"Definitions" of Folk, Popular,
and Art Music
from http://www.geocities.com/vienna/opera/9223/definitions.htm
- Music in Brazil is usually divided in three categories: música folklórica
(Folk music), música popular Brasilera or MPB (Popular Brazilian music),
and música erudita o música de escola (art music). These terms
are generally accepted as implying specific musical styles and social functions.
In 1954, there was an International Congress of Folklore, which met in São
Paulo. One of the questions on the agenda was the distinction between folk
and popular music. Folk music was defined as "that music which being
used anonymously and collectively by the unlettered classes of a civilized
society, originates also from anonymous and collective creation from the group,
or from the adoption and accommodation of popular works that have lost their
vital functions in the source from which they originated.(2)" Popular
music was defined by the same congress as "that music, which being composed
by known authorship, is disseminated and used, with less or more frequency
by all levels of the collective group."
A useful description of folk music may be found at http://www.coe.ufl.edu/courses/EdTech/Vault/Folk/Definition.htm.
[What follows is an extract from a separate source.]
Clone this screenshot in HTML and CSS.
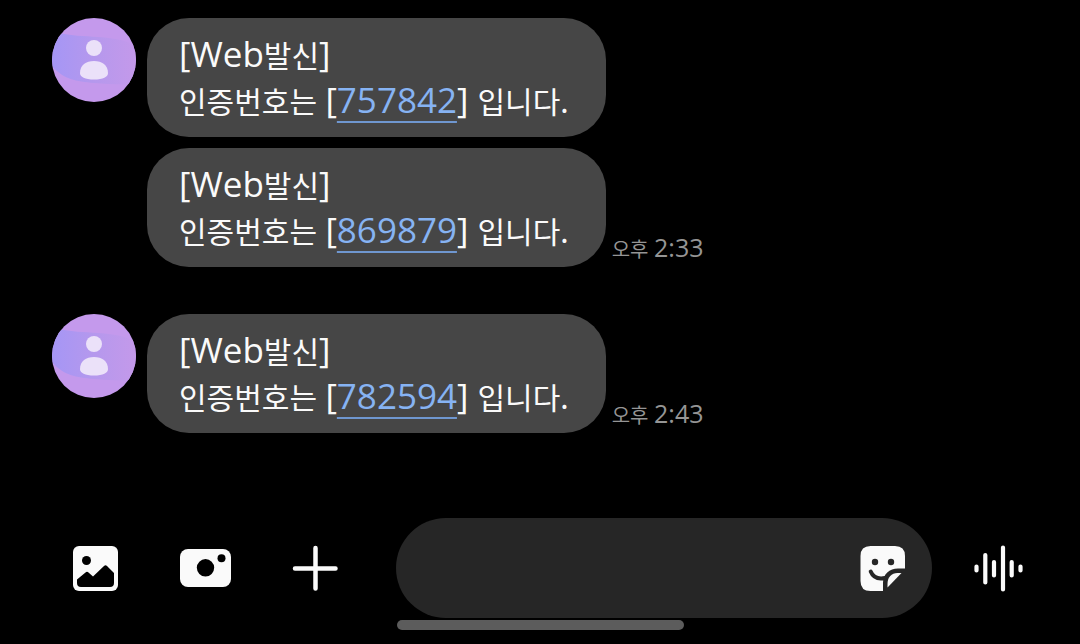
FILE: index.html
```html
<!DOCTYPE html>
<html lang="ko">

<head>
    <meta charset="UTF-8">
    <meta name="viewport" content="width=device-width, initial-scale=1.0">
    <title>메시지</title>
    <link rel="stylesheet" href="styles.css">
</head>

<body>
    <main class="thread">
        <section class="group">
            <svg class="avatar" viewBox="0 0 84 84" aria-hidden="true">
                <defs>
                    <linearGradient id="wave">
                        <stop offset="0" stop-color="#a596f5" />
                        <stop offset="0.5" stop-color="#b598ed" />
                        <stop offset="1" stop-color="#c499ea" />
                    </linearGradient>
                    <clipPath id="round">
                        <circle cx="42" cy="42" r="42" />
                    </clipPath>
                </defs>
                <g id="person" clip-path="url(#round)">
                    <path fill="#c499ec" d="M0 0h84v84H0z" />
                    <path fill="url(#wave)" d="M0 14C20 18 32 18 46 19C64 20 76 23 84 28V66C68 67 56 66 42 65C24 63 12 62 0 48Z" />
                    <circle cx="42" cy="30" r="8" fill="#ebe1f9" />
                    <path fill="#ebe1f9" d="M28 55C28 47 34 43 42 43S56 47 56 55C56 59 51 61.500 42 61.500S28 59 28 55Z" />
                </g>
            </svg>
            <div class="messages">
                <div class="message">
                    <p class="bubble"><span class="latin">[Web</span>발신<span class="latin">]</span><br>인증번호는 <span class="latin">[<a href="#">757842</a>] </span>입니다.</p>
                </div>
                <div class="message">
                    <p class="bubble"><span class="latin">[Web</span>발신<span class="latin">]</span><br>인증번호는 <span class="latin">[<a href="#">869879</a>] </span>입니다.</p>
                    <time datetime="14:33">오후 <span class="clock">2:33</span></time>
                </div>
            </div>
        </section>

        <section class="group">
            <svg class="avatar" viewBox="0 0 84 84" aria-hidden="true">
                <use href="#person" />
            </svg>
            <div class="messages">
                <div class="message">
                    <p class="bubble"><span class="latin">[Web</span>발신<span class="latin">]</span><br>인증번호는 <span class="latin">[<a href="#">782594</a>] </span>입니다.</p>
                    <time datetime="14:43">오후 <span class="clock">2:43</span></time>
                </div>
            </div>
        </section>
    </main>

    <form class="composer">
        <button type="button" class="tool" aria-label="갤러리">
            <svg width="46" height="46" viewBox="0 0 46 46">
                <rect x="1" y="1" width="45" height="45" rx="6" fill="#fafafa" />
                <circle cx="14.500" cy="15.500" r="4.500" />
                <path d="M5 34.500L13.500 27.500Q15 26 16.500 27.500L21 31.500L32 21Q33.500 19.500 35 21L42 28V38Q42 42 38 42H9Q5 42 5 38Z" />
            </svg>
        </button>
        <button type="button" class="tool" aria-label="카메라">
            <svg width="52" height="46" viewBox="0 0 52 46">
                <rect x="1" y="4" width="51" height="38" rx="8" fill="#fafafa" />
                <circle cx="26.500" cy="22.800" r="8.700" />
                <circle cx="42.500" cy="13.200" r="4" />
            </svg>
        </button>
        <button type="button" class="tool" aria-label="더보기">
            <svg width="46" height="46" viewBox="0 0 46 46" stroke="#fafafa" stroke-width="4.500" stroke-linecap="round">
                <path d="M23.500 3V43.500M3 23.500H43.500" />
            </svg>
        </button>
        <div class="field">
            <input type="text" aria-label="메시지 입력">
            <button type="button" class="sticker" aria-label="스티커">
                <svg width="46" height="46" viewBox="0 0 46 46">
                    <path fill="#fafafa" d="M10.500 1H35Q45 1 45 11V23.500H38C29.500 23.500 23 29 23 38V46H10.500Q0.500 46 0.500 36V11Q0.500 1 10.500 1Z" />
                    <circle cx="15" cy="17" r="3.200" fill="#262626" />
                    <circle cx="31" cy="17" r="3.200" fill="#262626" />
                    <path fill="none" stroke="#262626" stroke-width="4" stroke-linecap="round" d="M10.700 26.500C13 32 18 34.500 25 33" />
                    <path fill="#fafafa" d="M27.500 42.500V39C27.500 32 31.500 28 37.500 28H41.500Z" />
                </svg>
            </button>
        </div>
        <button type="button" class="tool" aria-label="음성 메시지">
            <svg width="50" height="48" viewBox="0 0 50 48" stroke="#fafafa" stroke-width="4.200" stroke-linecap="round">
                <path d="M2.500 22.500V26.500M11.300 11V38.500M20 18V31.500M29 3.500V45.500M37.700 18V31.500M46.500 22.500V26.500" />
            </svg>
        </button>
    </form>

    <div class="home-bar"></div>
</body>

</html>
```

FILE: styles.css
```css
* {
    box-sizing: border-box;
}

body {
    display: flex;
    flex-direction: column;
    min-height: 100vh;
    margin: 0;
    background-color: #000;
    color: #fafafa;
    font-family: "Noto Sans CJK KR", sans-serif;
}

.thread {
    display: flex;
    flex: 1;
    flex-direction: column;
    gap: 47px;
    padding: 18px 52px;
}

.group {
    display: flex;
    align-items: flex-start;
    gap: 11px;
}

.avatar {
    flex: none;
    width: 84px;
    height: 84px;
}

.messages {
    display: flex;
    flex-direction: column;
    align-items: flex-start;
    gap: 11px;
}

.message {
    display: flex;
    align-items: flex-end;
    gap: 6px;
}

.bubble {
    margin: 0;
    padding: 13px 37px 14px 32px;
    border-radius: 42px;
    background-color: #464646;
    font-size: 30px;
    line-height: 46px;
}

/* latin letters and digits are drawn larger than the hangul */
.latin {
    font-family: "Open Sans", sans-serif;
    font-size: 35px;
    line-height: 1;
}

.bubble a {
    color: #86b3f3;
    text-decoration: underline;
    text-decoration-color: #6f97d0;
    text-decoration-thickness: 2px;
    text-underline-offset: 8px;
}

time {
    padding-bottom: 3px;
    color: #959595;
    font-size: 20px;
    line-height: 30px;
}

.clock {
    font-family: "Open Sans", sans-serif;
    font-size: 25px;
    line-height: 1;
}

.composer {
    display: flex;
    align-items: center;
    padding: 0 26px 0 40px;
}

button {
    display: flex;
    align-items: center;
    justify-content: center;
    padding: 0;
    border: none;
    background: none;
    cursor: pointer;
}

.tool {
    flex: none;
    width: 110px;
    height: 100px;
}

.field {
    display: flex;
    flex: 1;
    align-items: center;
    height: 100px;
    margin: 0 12px 0 26px;
    padding: 0 26px 0 40px;
    border-radius: 50px;
    background-color: #262626;
}

.field input {
    flex: 1;
    min-width: 0;
    height: 60px;
    border: none;
    outline: none;
    background: none;
    color: #fafafa;
    font-family: inherit;
    font-size: 30px;
}

.home-bar {
    width: 287px;
    height: 10px;
    margin: 2px auto 14px;
    border-radius: 5px;
    background-color: #5c5c5c;
}
```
A synopsis of Booth, Gregory D.and Terry Lee Kuhn. 1990. Economic and Transmission
Factors as Essential Elements in the Definition of Folk, Art, and Pop Music
Musical Quarterly 74(3): 411-438:
- Division of music into folk, art, and pop categories based on ethnocentric
value judgments is inaccurate, misleading, and inadequate.
- Musicians and Scholars have been left with a problematic terminology
labels exist but have no theoretical basis (serious, popular, art,
primitive, classical, folk, etc.)
- Some scholars avoid the terms, focusing instead on idioms.
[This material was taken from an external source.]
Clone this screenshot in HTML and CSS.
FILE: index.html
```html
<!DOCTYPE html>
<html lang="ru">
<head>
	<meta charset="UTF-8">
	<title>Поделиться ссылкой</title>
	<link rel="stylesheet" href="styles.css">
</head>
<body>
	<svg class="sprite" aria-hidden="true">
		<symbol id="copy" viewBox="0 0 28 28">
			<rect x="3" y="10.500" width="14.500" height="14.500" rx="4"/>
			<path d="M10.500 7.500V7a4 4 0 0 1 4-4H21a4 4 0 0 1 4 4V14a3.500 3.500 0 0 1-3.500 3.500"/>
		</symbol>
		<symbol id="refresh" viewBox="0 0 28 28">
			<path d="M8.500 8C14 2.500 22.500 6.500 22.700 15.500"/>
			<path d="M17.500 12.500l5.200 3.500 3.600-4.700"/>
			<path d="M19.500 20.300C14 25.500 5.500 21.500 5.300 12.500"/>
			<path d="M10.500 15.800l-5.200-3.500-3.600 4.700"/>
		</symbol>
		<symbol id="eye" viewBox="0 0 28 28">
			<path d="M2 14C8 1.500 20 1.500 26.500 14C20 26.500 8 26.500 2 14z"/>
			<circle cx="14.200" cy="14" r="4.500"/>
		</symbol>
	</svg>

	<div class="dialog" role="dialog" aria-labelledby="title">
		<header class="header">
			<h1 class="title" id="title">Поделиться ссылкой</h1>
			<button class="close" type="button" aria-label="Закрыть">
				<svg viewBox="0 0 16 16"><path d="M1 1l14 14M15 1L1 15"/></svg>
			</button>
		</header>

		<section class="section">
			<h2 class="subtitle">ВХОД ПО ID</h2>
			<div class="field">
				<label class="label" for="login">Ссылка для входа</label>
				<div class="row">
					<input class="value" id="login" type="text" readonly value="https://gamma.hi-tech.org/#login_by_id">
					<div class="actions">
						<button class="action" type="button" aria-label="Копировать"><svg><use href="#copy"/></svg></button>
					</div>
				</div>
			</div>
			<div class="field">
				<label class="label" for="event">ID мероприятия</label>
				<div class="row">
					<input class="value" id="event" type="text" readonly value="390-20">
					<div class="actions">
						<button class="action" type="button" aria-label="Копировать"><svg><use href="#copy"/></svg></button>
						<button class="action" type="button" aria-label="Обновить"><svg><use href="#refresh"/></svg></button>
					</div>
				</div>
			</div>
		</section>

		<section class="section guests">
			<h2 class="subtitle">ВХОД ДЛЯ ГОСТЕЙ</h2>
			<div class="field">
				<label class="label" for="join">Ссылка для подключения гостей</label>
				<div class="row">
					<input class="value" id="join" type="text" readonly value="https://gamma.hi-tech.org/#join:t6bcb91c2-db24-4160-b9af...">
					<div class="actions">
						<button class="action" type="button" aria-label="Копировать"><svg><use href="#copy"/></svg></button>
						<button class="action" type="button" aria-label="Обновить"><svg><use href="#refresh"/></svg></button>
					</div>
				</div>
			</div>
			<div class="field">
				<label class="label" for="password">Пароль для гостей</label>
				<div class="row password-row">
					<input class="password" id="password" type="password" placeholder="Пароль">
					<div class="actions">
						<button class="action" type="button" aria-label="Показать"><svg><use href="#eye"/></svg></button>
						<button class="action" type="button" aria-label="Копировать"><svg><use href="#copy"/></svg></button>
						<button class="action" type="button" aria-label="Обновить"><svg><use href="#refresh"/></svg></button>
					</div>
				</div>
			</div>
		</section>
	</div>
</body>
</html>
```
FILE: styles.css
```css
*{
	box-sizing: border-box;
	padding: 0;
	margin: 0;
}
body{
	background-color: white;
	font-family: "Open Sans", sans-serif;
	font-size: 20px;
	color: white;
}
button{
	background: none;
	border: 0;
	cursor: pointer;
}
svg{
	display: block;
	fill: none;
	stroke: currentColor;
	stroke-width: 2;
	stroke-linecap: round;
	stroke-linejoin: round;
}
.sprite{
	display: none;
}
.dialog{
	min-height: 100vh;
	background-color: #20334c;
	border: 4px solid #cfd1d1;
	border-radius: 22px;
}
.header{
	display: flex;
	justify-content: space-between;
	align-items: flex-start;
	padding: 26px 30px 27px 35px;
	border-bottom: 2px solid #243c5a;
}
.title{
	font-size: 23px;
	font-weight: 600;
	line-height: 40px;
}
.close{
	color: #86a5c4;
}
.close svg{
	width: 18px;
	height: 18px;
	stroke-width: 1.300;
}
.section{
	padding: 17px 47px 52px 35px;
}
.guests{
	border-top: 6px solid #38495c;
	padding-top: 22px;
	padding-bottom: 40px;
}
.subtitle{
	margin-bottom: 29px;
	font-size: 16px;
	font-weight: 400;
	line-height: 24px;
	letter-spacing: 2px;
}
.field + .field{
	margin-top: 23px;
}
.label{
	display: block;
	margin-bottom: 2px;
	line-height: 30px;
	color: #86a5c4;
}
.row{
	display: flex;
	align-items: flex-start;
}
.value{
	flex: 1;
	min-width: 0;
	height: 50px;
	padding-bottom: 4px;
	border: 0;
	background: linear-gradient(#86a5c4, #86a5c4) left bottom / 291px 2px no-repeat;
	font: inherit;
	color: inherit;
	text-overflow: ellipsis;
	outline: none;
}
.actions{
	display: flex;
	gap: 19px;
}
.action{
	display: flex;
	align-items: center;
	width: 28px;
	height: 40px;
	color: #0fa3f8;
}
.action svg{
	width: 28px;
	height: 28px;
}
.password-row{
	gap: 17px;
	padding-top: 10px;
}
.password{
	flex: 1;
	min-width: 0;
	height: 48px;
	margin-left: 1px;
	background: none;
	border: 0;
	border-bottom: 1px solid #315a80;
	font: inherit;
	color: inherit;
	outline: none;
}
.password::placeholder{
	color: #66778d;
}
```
- The labels, however - particularly folk, art, and pop - do identify
(at least as ideal types) fairly discrete musical functions and content.
- Cultural economic and transmission support systems are the primary determinants
for identifying the distinctive features of these categories as well as
describing the limits of what is possible within that category.
- Folk Music
- Music that meets the approval of the group is more likely to survive,
and music is often tied to social occasions.
- Transmission of the music is indirect or even incidental.
- Text is emphasized.
- No professional musicians.
- Oral transmission of music.
- Art music
- Art music requires a concentration of non-subsistence income to support
a relatively small number of professional or specialist musicians.
- Direct patronage by individuals or institutions both expands and limits
what is possible.
- Extended, formal performances that focus on an individual's creative
output are common.
- Extensive training is available (and perhaps required) for music specialists.
- Patrons absorb the music through self- and class-selected listening.
- Popular Music
- Indirect patronage by a mass audience.
- A means must exist of collecting audience in a single space or disseminating
performance through recording or broadcast.
- Availability of technology as a means of transmission extends and limits
what is possible. Owners or providers of the technology mediate
the flow of the music and income. Economic factors play a major role in
this relationship.
- Musicians are specialists or professionals.